Nowadays of course I can indulge my
passion for records relatively free of such tight budgetary constraints.
However, while I can enjoy the diverse rewards of 50 years of
record-collecting, sadly it also means I don't get to enjoy that level
of intimacy with the individual records that I buy these days which is a
pity.
If you are intrigued by the Indian cultural links of George's musical journey through life, I strongly recommend the album
Chants of India which
he produced (and played on) for Ravi Shankar. It's truly marvellous and
hugely enjoyable - not heavy-going like classical Indian ragas can be.
Wout, 22-11:
As
Dutchy, I did not get to hear the program. To my shame I have to admit
that of all the Harrison solo album I have in my possession, All Things
Must Pass is not among them. I truly don't know why. Probably because
it was never released as a mid price album in the early 80s and after
that ??? I promise that I will be on the look out for it from now on,
because it is a must have album of course.

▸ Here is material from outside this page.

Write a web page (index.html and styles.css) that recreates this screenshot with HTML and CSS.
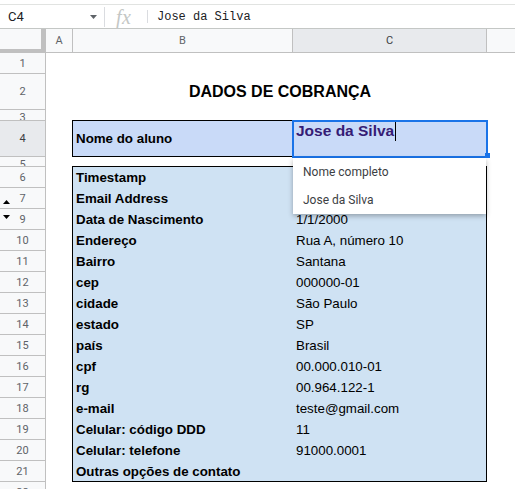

The songs that I do know, I all like. The great singles and Wah Wah, the b-side to one of them.
What
I'm also remembered of, is that, another set of records I do not have, a
lot of songs are already on the The Beatles' Anthology set. They had
been tried out but dismissed as a lot of George's songs. After that he
never submitted them for 'Let It Be', is my guess and kept hem for
himself. What 'Abbey Road' had already announced, and 'Old Brown Shoe',
was the proficiency of George's songwriting. Since 'While My Guitar
Gently Weeps' he could compete with the other two quite easily. That all
came out on that album I do not have. He never came close again, I
think. With 'My Sweet Lord' Harrison was the first ex-Beatle to score a
#1 hit in the Netherlands. Lennon's 'Give Peace A Chance' was #1 but
that was while The Beatles were still active as a band. To think that
the only other ex-Beatle #1 was 'Mull Of Kintyre'. A pretty meagre score
after 'Let It Be', the 16th Beatles #1 since the start of the charts in
January 1965. Was that different, as in more #1 hits, in the UK?
Two
worthwhile discoveries of the past weeks. New Zealand songstress Reb
Fountain and the solo album of The National singer Matt Berninger, made
with Booker T. Jones. Two beautifully laidback but musically extremely
strong albums.
George was trying out the song All Things Must Pass during the Let
It Be sessions but the others didn't rate it which is hard to believe
given it is such a powerful song with an impressive melody and great
opportunity for group harmonies. It will be interesting to see if
George's demo and try out of the song features in the Peter Jackson film
of Get Back/Let It be when it is released next year.
I
don't recall a budget release version of All Things Must Pass. It would
have been ripe for one because I can't imagine anybody complaining if
the third record of long and at time tedious instrumental jams was cut.
And if you also spare the listener the heavier Spector production
numbers like Let It Down and Hear Me Lord, the relatively light-weight I
Dig Love and the second slower version of Isn't It a Pity, you end up
with a tremendous single record album to rival Imagine and Band on the
Run. As it is, the best of these Harrison songs are buried somewhat in
the extravagant triple album format.
The 2001
CD restoration job is the one to get. Wout. It includes some additional
tracks (including a re-make of My Sweet Lord) and an excellent booklet. I
don't approve of the colourised photo on the box, however.
EMI
generally didn't (or weren't contractually allowed to) impose the
indignity of cut-price versions of Beatles and solo albums. As I recall
it, only John's low-selling Mind Games came out as a budget price
release in the UK with a less arty sleeve - after John's contract with
EMI had lapsed when he took the years out to bring up his baby boy.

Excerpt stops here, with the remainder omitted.